- Country: Tonga
- Location: Nukuʻalofa
- Coordinates: 21°09′28.2″S 175°10′49.6″W﻿ / ﻿21.157833°S 175.180444°W
- Status: Operational
- Construction began: 2011
- Commission date: July 2012
- Construction cost: NZD $7.9 million

Power generation
- Nameplate capacity: 1.325 MW
- Annual net output: 1,880 MWh

= Maama Mai Solar Farm =

Photovoltaic power plant in Nukuʻalofa, Tonga

The Maama Mai Solar Farm is a photovoltaic power plant in Nukuʻalofa, Tonga. It was the first renewable power plant in the country. The plant has an output of 1.325MW and produces 1,880 MWh of electricity per annum.

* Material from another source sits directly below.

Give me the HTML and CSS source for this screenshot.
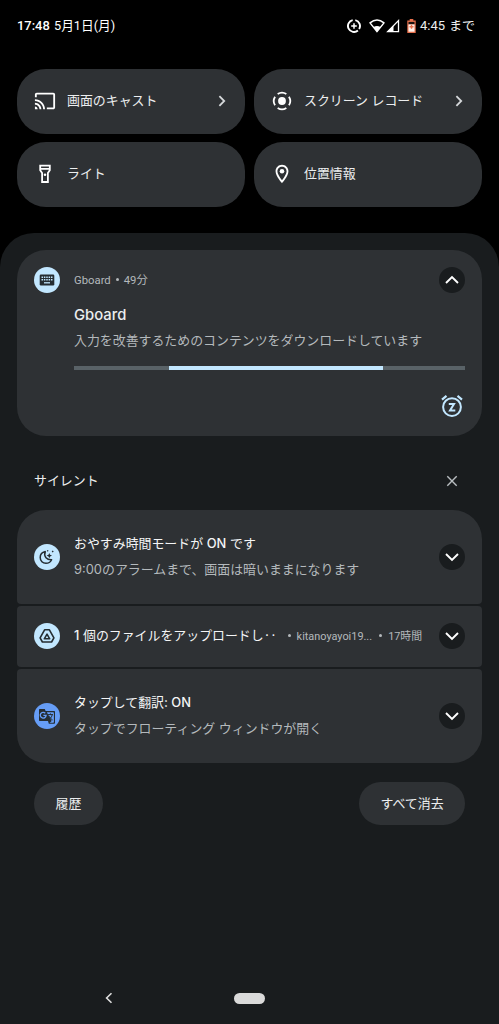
FILE: index.html
```
<!DOCTYPE html>
<html lang="ja">
<head>
<meta charset="utf-8">
<title>通知</title>
<link rel="stylesheet" href="styles.css">
</head>
<body>
<div class="screen">
  <header class="status">
    <div class="clock"><span class="time">17:48</span><span class="date">5月1日(月)</span></div>
    <div class="indicators">
      <svg class="saver" width="14" height="14" viewBox="0 0 14 14" fill="none" stroke="#fff" stroke-width="1.9"><path d="M8.3 1.1A6 6 0 0 1 12.1 10.1M10.9 11.5A6 6 0 1 1 5.7 1.1"/><path d="M7 4.2v5.6M4.2 7h5.6" stroke-width="1.5"/></svg>
      <svg class="wifi" width="16" height="14" viewBox="0 0 16 14"><path d="M1 3.9Q8-1.9 15 3.9L8 12.6Z" fill="none" stroke="#fff" stroke-width="1.5" stroke-linejoin="round"/><path d="M4.5 8Q8 5.8 11.5 8L8 12.8Z" fill="#fff"/></svg>
      <svg class="signal" width="14" height="14" viewBox="0 0 14 14"><path d="M12.5 1.6v11H1.7Z" fill="none" stroke="#fff" stroke-width="1.3"/><path d="M7.5 6.5v6.5H1Z" fill="#fff"/></svg>
      <svg class="battery" width="9" height="14" viewBox="0 0 9 14"><path d="M2.7 0h3.6v1.5h2.4V14H.3V1.5h2.4Z" fill="#e8704c"/><path d="M1.5 2.9h6v2.5h-6Z" fill="#1b1310"/><path d="M1.5 5.4h6v7.3h-6Z" fill="#fff2ec"/><path d="M4.5 5.8v4M2.5 7.8h4" stroke="#e8704c" stroke-width="1.4"/></svg>
      <span class="remaining"><span>4:45</span><span>まで</span></span>
    </div>
  </header>

  <section class="tiles">
    <div class="tile">
      <svg class="tile-icon" width="22" height="22" viewBox="0 0 24 24" fill="#fff"><path d="M21 3H3c-1.1 0-2 .9-2 2v3h2V5h18v14h-7v2h7c1.1 0 2-.9 2-2V5c0-1.1-.9-2-2-2zM1 18v3h3c0-1.66-1.34-3-3-3zm0-4v2c2.76 0 5 2.24 5 5h2c0-3.87-3.13-7-7-7zm0-4v2c4.97 0 9 4.03 9 9h2c0-6.08-4.93-11-11-11z"/></svg>
      <span class="tile-label">画面のキャスト</span>
      <svg class="go" width="8" height="12" viewBox="0 0 8 12"><path d="M1.4 1.2 6.2 6l-4.8 4.8"/></svg>
    </div>
    <div class="tile">
      <svg class="tile-icon" width="22" height="22" viewBox="0 0 22 22"><circle cx="11" cy="11" r="3.9" fill="#fff"/><path d="M6.65 4.05A8.2 8.2 0 0 1 15.35 4.05M17.95 6.65A8.2 8.2 0 0 1 17.95 15.35M15.35 17.95A8.2 8.2 0 0 1 6.65 17.95M4.05 15.35A8.2 8.2 0 0 1 4.05 6.65" fill="none" stroke="#fff" stroke-width="1.8"/></svg>
      <span class="tile-label">スクリーン レコード</span>
      <svg class="go" width="8" height="12" viewBox="0 0 8 12"><path d="M1.4 1.2 6.2 6l-4.8 4.8"/></svg>
    </div>
    <div class="tile">
      <svg class="tile-icon" width="22" height="22" viewBox="0 0 22 22" fill="none" stroke="#fff" stroke-width="1.8"><path d="M6.2 2.6h9.6v4.6l-1.9 2.9v8.9H8.1v-8.9L6.2 7.2ZM6.2 5.8h9.6"/><circle cx="11" cy="11.8" r="1.3" fill="#fff" stroke="none"/></svg>
      <span class="tile-label">ライト</span>
    </div>
    <div class="tile">
      <svg class="tile-icon" width="22" height="22" viewBox="0 0 24 24" fill="#fff"><path d="M12 2C8.13 2 5 5.13 5 9c0 5.25 7 13 7 13s7-7.75 7-13c0-3.87-3.13-7-7-7zM7 9c0-2.76 2.24-5 5-5s5 2.24 5 5c0 2.88-2.88 7.19-5 9.88C9.92 16.21 7 11.85 7 9z"/><circle cx="12" cy="9" r="2.5"/></svg>
      <span class="tile-label">位置情報</span>
    </div>
  </section>

  <main class="shade">
    <article class="card gboard">
      <div class="app-icon"><svg width="16" height="12" viewBox="0 0 16 12"><rect x=".7" y=".6" width="14.6" height="10.8" rx="1.2" fill="#252d32"/><path d="M2.5 3.2h11M2.5 5.8h11" stroke="#c2e7ff" stroke-width="1.5" stroke-dasharray="1.5 .87"/><path d="M5 8.8h6" stroke="#c2e7ff" stroke-width="1.3"/></svg></div>
      <div class="body">
        <div class="meta">Gboard<i></i>49分</div>
        <h2 class="headline">Gboard</h2>
        <p class="text">入力を改善するためのコンテンツをダウンロードしています</p>
        <div class="progress"><div class="progress-bar"></div></div>
      </div>
      <div class="side">
        <div class="expand"><svg width="16" height="10" viewBox="0 0 16 10"><path d="M2 8l6-6 6 6"/></svg></div>
        <svg class="snooze" width="24" height="24" viewBox="0 0 24 24" fill="none" stroke="#c2e7ff"><circle cx="12" cy="13.1" r="8.9" stroke-width="2"/><path d="M2 5.6 6.5 1.9M17.5 1.9 22 5.6" stroke-width="2.2"/><path d="M8.8 10h5.2L10 16.4h5.3" stroke-width="2"/></svg>
      </div>
    </article>

    <div class="section-title"><span>サイレント</span><svg width="12" height="12" viewBox="0 0 12 12"><path d="M1.3 1.3l9.4 9.4M10.7 1.3l-9.4 9.4" stroke="#b9bec1" stroke-width="1.4"/></svg></div>

    <div class="group">
      <article class="card row">
        <div class="app-icon"><svg width="16" height="16" viewBox="0 0 16 16"><path d="M6.3 2.6C3.2 3.3 1.2 5.6 1.2 8.6c0 3.3 2.6 5.7 5.7 5.7 2.6 0 4.6-1.3 5.7-3.6-4.5.3-8.4-3.1-6.3-8.1Z" fill="none" stroke="#252d32" stroke-width="1.5" stroke-linejoin="round"/><path d="m10.3 3.9.8 1.9 1.9.8-1.9.8-.8 1.9-.8-1.9-1.9-.8 1.9-.8ZM8.7.9l.9.9-.9.9-.9-.9ZM13.7 1.6l1 1-1 1-1-1Z" fill="#252d32"/></svg></div>
        <div class="body"><h3 class="title">おやすみ時間モードが <b>ON</b> です</h3><p class="text"><span class="num">9:00</span>のアラームまで、画面は暗いままになります</p></div>
        <div class="expand"><svg width="16" height="10" viewBox="0 0 16 10"><path d="M2 2l6 6 6-6"/></svg></div>
      </article>
      <article class="card row single">
        <div class="app-icon"><svg width="16" height="16" viewBox="0 0 16 16" fill="none" stroke="#252d32" stroke-width="1.6" stroke-linejoin="round"><path d="M5.6 1.8h4.8l4.5 8-2.3 4.2H3.4L1.1 9.8Z"/><path d="M8 6.1 5.3 10.8h5.4Z"/></svg></div>
        <div class="body inline"><h3 class="title"><b>1</b> 個のファイルをアップロードし<span class="dots">‥</span></h3><span class="meta account"><i></i>kitanoyayoi19...</span><span class="meta age"><i></i>17時間</span></div>
        <div class="expand"><svg width="16" height="10" viewBox="0 0 16 10"><path d="M2 2l6 6 6-6"/></svg></div>
      </article>
      <article class="card row">
        <div class="app-icon translate"><svg width="18" height="16" viewBox="0 0 18 16"><path d="M2 1h4.8l.8 2.1H16c.7 0 1 .4 1 1v10.7c0 .6-.4 1-1 1h-5.2l-.8-2.7H2c-.7 0-1-.4-1-1V2c0-.6.4-1 1-1Z" fill="#252d32"/><path d="M8.8 4.2h6.4c.5 0 .7.2.7.7v9.2c0 .4-.3.6-.7.6h-3.5l2-1.8Z" fill="#669df6"/><path d="M10 6.6h5M12.4 5.4v1.2M14.2 6.8c-.4 2-1.5 3.4-3.1 4.4M11.1 8.2c.8 1.7 2 2.8 3.5 3.8" fill="none" stroke="#252d32"/><path d="M7.3 5.2A2.9 2.9 0 1 0 8.1 7.4H5.4" fill="none" stroke="#669df6" stroke-width="1.3"/></svg></div>
        <div class="body"><h3 class="title">タップして翻訳<b>: ON</b></h3><p class="text">タップでフローティング ウィンドウが開く</p></div>
        <div class="expand"><svg width="16" height="10" viewBox="0 0 16 10"><path d="M2 2l6 6 6-6"/></svg></div>
      </article>
    </div>

    <footer class="actions"><button class="pill history">履歴</button><button class="pill clear">すべて消去</button></footer>

    <nav class="navbar"><svg width="8" height="12" viewBox="0 0 8 12"><path d="M6.5 1.2 1.6 6l4.9 4.8" fill="none" stroke="#dedede" stroke-width="1.6"/></svg><span class="home"></span></nav>
  </main>
</div>
</body>
</html>
```
FILE: styles.css
```
* { box-sizing: border-box; margin: 0; padding: 0; }
body {
  width: 499px;
  height: 1024px;
  overflow: hidden;
  background: #000;
  color: #eceeef;
  font: 400 12.91px/20px Inter, "Noto Sans CJK JP", sans-serif;
  white-space: nowrap;
}
svg { display: block; flex: none; }
.screen { display: flex; flex-direction: column; height: 1024px; }

.status { display: flex; justify-content: space-between; height: 69px; padding: 16px 24px 0 17px; }
.clock { display: flex; color: #fff; font-family: Roboto, "Noto Sans CJK JP", sans-serif; }
.time { width: 37px; font-size: 12.9px; font-weight: 500; line-height: 20px; }
.date { font-size: 12.7px; line-height: 20px; }
.indicators { display: flex; height: 20px; align-items: center; }
.saver { margin-right: 8px; }
.wifi { margin-right: 1px; }
.signal { margin-right: 7px; }
.battery { margin-right: 4px; }
.remaining { display: flex; justify-content: space-between; width: 55px; padding-bottom: 1px; font: 13px/19px Roboto, "Noto Sans CJK JP", sans-serif; }

.tiles { display: grid; grid-template-columns: 228px 228px; grid-auto-rows: 64.5px; gap: 8.5px 9px; padding-left: 17px; height: 164px; }
.tile { display: flex; align-items: center; padding: 0 19px 0 17px; border-radius: 29px; background: #2e3134; }
.tile-label { flex: 1; margin-left: 11px; padding-bottom: 3px; }
.go path { fill: none; stroke: #d5d8da; stroke-width: 1.8; }

.shade { flex: 1; display: flex; flex-direction: column; padding: 17px 17px 0; border-radius: 34px 34px 0 0; background: #191c1e; }
.card { display: flex; background: #2e3134; }
.app-icon { flex: none; display: grid; place-items: center; width: 26px; height: 26px; border-radius: 50%; background: #c2e7ff; }
.translate { background: #669df6; }
.body { flex: 1; min-width: 0; margin-left: 14px; }
.expand { flex: none; display: grid; place-items: center; width: 26px; height: 26px; border-radius: 50%; background: #191c1e; }
.expand path { fill: none; stroke: #fff; stroke-width: 1.9; }
.meta { font: 11.3px/20px Roboto, "Noto Sans CJK JP", sans-serif; color: #b4b9bc; }
.meta i { display: inline-block; width: 3px; height: 3px; margin: 0 6px; border-radius: 50%; background: #b4b9bc; vertical-align: 3px; }
.text { color: #b4b9bc; }

.gboard { height: 186px; padding: 17px 17px 0; border-radius: 29px; }
.gboard .meta { height: 26px; padding-top: 4px; }
.gboard .meta i { margin: 0 5px; }
.headline { margin-top: 11px; font-size: 14.8px; font-weight: 500; line-height: 22px; }
.gboard .text { margin-top: 4px; }
.gboard .body { margin-right: -26px; }
.progress { height: 4px; margin-top: 15.5px; background: #596267; }
.progress-bar { width: 214px; height: 4px; margin-left: 95px; background: #c2e7ff; }
.side { display: flex; flex-direction: column; align-items: center; }
.snooze { margin-top: 101px; }

.section-title { display: flex; justify-content: space-between; align-items: center; height: 74px; padding: 16px 24px 0 17px; }
.section-title span { padding-bottom: 3px; }

.group { display: grid; grid-template-rows: 93.5px 61px 94px; gap: 2px; }
.row { align-items: center; padding: 0 17px; border-radius: 4px; }
.row:first-child { border-radius: 29px 29px 4px 4px; }
.row:last-child { border-radius: 4px 4px 29px 29px; }
.row .body { padding-bottom: 2px; }
.title { font-size: 12.91px; font-weight: 400; color: #f4f5f6; }
.title b { font-weight: 500; }
.dots { font-family: "Noto Sans CJK JP", sans-serif; }
.row .text { margin-top: 6px; }
.inline { display: flex; align-items: center; }
.inline .meta { padding-top: 3px; font-size: 10.9px; }
.account { margin-left: 5px; }
.age { margin-left: 1px; }

.actions { display: flex; justify-content: space-between; padding: 19.5px 17px 0; }
.pill { height: 43px; border: 0; border-radius: 22px; background: #2e3134; color: #eceeef; font: inherit; padding-bottom: 2px; }
.history { width: 69px; }
.clear { width: 106px; }

.navbar { display: flex; align-items: center; gap: 121px; height: 12px; margin: auto 0 20px 88px; }
.home { width: 31px; height: 11px; border-radius: 6px; background: #dadada; }
```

The plant's name is Tongan for "let there be light".

==History==
Funding for the plant was announced by New Zealand foreign affairs minister Murray McCully in July 2010. The plant was to be built and operated by Meridian Energy, with the electricity sold to Tonga Power. Funding of NZ$7.9 million was provided by the New Zealand Agency for International Development.

Construction of the power plant started in 2011 and completed in 2012. It was then commissioned by King Tupou VI in July 2012, making it the first renewable power plant in the country. In 2017, the power plant ownership was fully transferred to Tonga Power.